Google has also been at the front of much of this argument already without opening up email and social media aspects even further.  As far as what the WSJ notes, this is “a new feature to Gmail designed to make it easier and faster for users to share media and status updates…”  Does that sound like something that the media companies will actually want?

Sharing content on a more rapid basis has completely demonetized the steady value of what may have been more quasi-permanent content.  How many people read day old stories?  While the answer is many, it keeps getting easier and easier to read ‘news around the news’ and harder and harder to find the actual true source of a news report after more and more time passes.  The monetization from a great set of stories now tends to last for minutes to hours rather than hours or days.

The defense is that Google might not be intending users to rapidly share content.  But go to any trading desk or go to any environment using computers for rapid data transfers.  Sharing became the norm through AIM and through Yahoo!

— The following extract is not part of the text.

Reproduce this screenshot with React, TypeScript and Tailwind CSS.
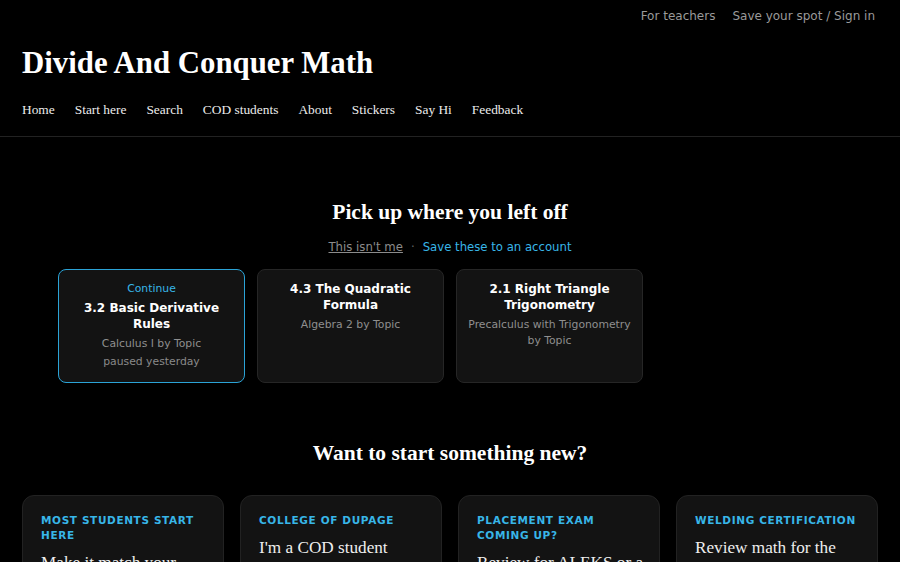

Instant Messenger years and years ago.

It is still an undecided route for the ‘charging for content’ route.  This may win outright or it may only have limited success.  In the financial markets, traders and investors will pay more and more for information if they can make money off it or get an added edge from it.   In the world of iPhones and social connections just between friends, free or near-free is probably about all that will ever work.  But eliminating all subscriptions immediately with the hope that advertising revenue can fill the gap is a losing scenario for major media companies.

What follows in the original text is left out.